Stated goal: Check each line of the listing for the string "this", count the lines that have it, and answer with that number only.

Data listing:
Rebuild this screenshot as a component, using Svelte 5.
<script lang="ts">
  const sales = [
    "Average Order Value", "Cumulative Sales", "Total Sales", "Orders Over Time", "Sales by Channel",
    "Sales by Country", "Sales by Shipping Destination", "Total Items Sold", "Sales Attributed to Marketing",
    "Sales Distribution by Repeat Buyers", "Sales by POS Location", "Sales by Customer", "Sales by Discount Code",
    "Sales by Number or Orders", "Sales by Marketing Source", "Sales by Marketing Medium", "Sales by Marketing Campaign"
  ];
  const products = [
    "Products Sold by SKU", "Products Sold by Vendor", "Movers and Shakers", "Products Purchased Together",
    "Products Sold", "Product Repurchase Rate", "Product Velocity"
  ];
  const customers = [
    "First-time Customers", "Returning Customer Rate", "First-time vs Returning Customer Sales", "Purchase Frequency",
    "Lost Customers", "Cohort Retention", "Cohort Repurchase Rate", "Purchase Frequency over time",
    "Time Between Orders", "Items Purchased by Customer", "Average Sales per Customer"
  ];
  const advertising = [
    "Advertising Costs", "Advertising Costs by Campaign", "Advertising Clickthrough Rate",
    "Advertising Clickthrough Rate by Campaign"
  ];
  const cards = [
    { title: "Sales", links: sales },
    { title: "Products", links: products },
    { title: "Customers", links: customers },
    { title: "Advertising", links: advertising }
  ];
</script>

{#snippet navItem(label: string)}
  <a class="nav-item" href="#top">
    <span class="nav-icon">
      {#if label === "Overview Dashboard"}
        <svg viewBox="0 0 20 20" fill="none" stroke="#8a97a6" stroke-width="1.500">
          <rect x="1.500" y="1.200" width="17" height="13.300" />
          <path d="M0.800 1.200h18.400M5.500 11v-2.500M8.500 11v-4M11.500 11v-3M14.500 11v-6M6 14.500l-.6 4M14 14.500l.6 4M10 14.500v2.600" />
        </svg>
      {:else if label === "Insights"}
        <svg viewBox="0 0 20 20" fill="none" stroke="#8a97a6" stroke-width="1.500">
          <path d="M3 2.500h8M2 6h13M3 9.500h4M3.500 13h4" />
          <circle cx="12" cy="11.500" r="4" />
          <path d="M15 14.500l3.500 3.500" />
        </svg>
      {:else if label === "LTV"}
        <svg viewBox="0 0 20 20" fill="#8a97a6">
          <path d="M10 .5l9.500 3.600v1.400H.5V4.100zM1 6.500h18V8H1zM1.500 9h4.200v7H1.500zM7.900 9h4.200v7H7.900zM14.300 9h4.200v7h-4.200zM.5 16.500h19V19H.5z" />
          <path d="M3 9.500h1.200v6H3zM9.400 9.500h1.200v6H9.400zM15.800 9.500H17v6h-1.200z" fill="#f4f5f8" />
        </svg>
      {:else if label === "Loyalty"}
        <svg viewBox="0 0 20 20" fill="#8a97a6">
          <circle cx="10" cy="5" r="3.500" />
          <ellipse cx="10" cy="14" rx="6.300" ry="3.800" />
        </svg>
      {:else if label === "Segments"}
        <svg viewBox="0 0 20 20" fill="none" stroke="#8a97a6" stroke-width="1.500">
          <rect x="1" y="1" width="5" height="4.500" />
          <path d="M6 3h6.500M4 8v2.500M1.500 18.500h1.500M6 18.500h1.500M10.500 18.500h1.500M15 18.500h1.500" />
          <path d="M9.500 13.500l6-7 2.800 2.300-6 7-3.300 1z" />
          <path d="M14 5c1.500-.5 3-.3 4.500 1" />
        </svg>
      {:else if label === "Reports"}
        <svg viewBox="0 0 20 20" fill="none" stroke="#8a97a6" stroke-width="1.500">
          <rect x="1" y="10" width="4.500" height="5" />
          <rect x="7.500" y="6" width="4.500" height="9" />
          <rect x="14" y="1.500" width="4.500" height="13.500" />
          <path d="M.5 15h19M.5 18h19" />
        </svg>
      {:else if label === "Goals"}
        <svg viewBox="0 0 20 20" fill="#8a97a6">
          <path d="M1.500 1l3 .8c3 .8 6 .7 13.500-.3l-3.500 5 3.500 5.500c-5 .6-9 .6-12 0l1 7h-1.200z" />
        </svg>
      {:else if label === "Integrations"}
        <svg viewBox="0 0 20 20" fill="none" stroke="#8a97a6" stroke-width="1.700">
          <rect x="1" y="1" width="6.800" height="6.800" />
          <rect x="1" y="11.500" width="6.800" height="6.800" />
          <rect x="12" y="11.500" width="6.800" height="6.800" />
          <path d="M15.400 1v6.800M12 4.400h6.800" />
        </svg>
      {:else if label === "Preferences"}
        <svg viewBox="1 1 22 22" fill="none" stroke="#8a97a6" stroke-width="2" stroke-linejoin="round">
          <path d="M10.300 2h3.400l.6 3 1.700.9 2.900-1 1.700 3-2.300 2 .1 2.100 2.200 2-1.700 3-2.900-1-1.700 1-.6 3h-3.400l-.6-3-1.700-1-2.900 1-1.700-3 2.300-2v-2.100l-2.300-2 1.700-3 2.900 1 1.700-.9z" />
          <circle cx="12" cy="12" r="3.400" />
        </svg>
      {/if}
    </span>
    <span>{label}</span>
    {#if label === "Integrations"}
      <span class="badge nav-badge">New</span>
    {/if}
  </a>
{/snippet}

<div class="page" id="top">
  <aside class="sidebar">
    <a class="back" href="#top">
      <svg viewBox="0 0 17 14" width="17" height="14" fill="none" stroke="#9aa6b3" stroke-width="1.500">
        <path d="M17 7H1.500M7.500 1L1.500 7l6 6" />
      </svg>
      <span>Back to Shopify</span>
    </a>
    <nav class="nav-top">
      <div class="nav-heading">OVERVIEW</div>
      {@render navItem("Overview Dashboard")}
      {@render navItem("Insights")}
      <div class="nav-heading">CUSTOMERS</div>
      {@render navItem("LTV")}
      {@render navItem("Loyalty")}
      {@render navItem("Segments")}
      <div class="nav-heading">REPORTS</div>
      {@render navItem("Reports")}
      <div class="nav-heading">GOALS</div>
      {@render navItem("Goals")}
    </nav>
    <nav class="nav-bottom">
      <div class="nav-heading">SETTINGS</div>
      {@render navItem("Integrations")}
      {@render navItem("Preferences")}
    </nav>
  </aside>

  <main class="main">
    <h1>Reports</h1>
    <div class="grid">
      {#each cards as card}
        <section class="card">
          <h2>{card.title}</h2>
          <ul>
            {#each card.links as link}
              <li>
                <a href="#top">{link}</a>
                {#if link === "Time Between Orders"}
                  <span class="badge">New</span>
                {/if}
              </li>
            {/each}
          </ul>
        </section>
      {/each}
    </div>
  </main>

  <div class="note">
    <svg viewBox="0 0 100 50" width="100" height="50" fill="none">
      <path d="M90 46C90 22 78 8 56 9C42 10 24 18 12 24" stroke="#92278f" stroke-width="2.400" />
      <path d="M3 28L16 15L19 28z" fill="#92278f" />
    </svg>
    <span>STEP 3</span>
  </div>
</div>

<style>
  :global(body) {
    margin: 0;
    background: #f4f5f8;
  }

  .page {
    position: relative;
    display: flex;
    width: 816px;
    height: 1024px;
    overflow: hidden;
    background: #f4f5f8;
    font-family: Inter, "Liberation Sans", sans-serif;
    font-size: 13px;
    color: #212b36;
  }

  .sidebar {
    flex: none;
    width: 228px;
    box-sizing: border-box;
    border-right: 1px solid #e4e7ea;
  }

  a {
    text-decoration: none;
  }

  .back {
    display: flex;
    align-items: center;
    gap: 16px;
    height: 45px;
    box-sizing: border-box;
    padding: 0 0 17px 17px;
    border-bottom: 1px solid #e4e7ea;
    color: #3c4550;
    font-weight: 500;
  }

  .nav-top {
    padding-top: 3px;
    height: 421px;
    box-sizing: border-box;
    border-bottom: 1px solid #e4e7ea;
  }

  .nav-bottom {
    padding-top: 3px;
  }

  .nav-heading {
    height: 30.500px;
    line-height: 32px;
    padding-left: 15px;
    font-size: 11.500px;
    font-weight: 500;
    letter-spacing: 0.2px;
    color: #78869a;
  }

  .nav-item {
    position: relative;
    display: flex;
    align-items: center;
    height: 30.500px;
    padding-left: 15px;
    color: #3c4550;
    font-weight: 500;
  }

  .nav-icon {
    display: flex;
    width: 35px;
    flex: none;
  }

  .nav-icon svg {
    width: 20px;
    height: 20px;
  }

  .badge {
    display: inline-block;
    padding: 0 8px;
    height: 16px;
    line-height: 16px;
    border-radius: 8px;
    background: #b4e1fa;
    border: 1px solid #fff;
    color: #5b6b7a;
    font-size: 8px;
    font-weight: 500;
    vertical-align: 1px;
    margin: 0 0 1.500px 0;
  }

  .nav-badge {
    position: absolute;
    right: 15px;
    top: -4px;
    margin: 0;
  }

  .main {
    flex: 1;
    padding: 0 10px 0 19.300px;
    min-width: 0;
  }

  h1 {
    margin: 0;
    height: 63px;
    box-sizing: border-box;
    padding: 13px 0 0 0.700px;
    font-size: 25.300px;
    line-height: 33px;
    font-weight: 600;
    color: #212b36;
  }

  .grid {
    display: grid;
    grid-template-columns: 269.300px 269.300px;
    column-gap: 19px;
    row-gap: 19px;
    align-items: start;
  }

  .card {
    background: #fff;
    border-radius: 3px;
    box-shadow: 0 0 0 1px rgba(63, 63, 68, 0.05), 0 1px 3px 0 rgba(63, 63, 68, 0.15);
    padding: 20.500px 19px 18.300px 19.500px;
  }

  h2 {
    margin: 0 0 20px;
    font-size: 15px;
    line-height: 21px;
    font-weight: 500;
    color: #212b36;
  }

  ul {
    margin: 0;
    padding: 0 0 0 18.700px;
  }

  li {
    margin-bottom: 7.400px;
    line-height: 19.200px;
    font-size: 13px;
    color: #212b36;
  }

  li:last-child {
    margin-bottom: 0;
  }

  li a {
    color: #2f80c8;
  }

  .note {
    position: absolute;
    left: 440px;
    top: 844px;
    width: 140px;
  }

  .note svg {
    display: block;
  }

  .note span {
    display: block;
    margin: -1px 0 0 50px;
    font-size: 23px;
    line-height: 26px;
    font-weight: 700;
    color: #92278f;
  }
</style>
* * *
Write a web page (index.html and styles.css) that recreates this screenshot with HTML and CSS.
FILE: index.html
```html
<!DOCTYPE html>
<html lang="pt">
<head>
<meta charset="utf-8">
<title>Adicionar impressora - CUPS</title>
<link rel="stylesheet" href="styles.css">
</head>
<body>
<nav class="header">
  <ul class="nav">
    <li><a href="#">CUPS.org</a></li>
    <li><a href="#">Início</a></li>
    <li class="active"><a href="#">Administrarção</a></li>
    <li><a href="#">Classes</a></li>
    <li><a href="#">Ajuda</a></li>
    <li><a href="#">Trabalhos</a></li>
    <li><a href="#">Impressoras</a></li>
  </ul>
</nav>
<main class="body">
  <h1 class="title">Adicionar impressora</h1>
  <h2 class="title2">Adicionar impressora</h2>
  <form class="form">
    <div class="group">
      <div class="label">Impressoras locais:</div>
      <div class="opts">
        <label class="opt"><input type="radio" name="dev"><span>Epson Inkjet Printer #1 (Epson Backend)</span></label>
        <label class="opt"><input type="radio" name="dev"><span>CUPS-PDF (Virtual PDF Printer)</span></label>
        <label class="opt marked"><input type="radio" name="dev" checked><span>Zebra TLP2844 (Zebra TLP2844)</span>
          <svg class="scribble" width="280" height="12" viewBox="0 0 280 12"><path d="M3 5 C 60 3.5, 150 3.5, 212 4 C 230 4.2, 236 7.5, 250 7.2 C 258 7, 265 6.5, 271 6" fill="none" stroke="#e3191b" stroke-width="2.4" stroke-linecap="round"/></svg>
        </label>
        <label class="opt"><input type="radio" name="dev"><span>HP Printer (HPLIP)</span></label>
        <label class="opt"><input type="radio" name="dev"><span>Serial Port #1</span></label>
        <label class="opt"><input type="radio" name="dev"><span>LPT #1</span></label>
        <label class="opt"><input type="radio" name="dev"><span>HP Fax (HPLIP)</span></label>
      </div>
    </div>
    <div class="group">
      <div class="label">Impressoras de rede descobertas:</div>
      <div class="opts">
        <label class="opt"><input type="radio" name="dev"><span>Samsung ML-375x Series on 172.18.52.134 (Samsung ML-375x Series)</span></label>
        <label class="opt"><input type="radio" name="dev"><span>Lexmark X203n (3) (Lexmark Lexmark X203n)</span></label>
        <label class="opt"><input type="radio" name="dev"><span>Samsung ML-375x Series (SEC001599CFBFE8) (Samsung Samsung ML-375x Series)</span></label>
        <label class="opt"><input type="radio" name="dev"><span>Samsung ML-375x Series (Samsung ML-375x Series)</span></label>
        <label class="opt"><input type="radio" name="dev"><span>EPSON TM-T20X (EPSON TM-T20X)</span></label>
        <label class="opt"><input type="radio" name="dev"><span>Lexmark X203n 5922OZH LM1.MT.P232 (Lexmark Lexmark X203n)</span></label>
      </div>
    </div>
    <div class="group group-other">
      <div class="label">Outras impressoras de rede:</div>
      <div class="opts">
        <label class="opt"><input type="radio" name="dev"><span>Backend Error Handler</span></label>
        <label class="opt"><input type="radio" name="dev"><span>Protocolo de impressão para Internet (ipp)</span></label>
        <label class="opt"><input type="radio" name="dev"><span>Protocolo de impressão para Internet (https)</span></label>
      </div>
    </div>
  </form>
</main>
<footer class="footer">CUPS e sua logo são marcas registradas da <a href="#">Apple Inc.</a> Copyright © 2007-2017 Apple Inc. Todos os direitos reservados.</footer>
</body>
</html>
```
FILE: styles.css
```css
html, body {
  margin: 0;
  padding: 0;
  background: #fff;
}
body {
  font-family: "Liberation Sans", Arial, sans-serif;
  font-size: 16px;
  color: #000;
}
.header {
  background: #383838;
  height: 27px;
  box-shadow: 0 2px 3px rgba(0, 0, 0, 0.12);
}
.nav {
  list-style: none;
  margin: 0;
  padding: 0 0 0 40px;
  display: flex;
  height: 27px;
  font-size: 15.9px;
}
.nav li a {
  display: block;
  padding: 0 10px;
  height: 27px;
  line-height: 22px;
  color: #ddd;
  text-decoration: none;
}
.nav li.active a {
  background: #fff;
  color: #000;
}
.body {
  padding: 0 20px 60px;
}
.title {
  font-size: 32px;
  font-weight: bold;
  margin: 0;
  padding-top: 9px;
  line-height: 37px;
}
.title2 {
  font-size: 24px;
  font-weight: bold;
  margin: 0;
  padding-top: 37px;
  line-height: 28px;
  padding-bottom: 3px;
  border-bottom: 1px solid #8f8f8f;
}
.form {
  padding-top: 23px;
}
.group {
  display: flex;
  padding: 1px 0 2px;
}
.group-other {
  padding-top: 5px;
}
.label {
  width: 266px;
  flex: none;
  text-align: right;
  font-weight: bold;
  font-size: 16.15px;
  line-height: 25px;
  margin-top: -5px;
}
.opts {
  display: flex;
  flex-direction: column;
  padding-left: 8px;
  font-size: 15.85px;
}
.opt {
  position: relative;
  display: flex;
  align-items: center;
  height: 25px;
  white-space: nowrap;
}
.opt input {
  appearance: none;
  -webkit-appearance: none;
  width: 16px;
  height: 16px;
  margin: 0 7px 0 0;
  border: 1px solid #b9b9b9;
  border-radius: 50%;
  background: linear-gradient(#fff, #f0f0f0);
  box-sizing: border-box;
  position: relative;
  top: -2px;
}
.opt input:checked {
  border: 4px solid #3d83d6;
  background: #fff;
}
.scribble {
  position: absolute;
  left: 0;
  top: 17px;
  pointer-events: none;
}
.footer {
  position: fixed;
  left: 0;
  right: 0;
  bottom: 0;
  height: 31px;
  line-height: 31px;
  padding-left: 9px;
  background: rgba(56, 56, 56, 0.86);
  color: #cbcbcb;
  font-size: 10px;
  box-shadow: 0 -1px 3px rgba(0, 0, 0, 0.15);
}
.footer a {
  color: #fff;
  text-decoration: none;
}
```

Response below: 2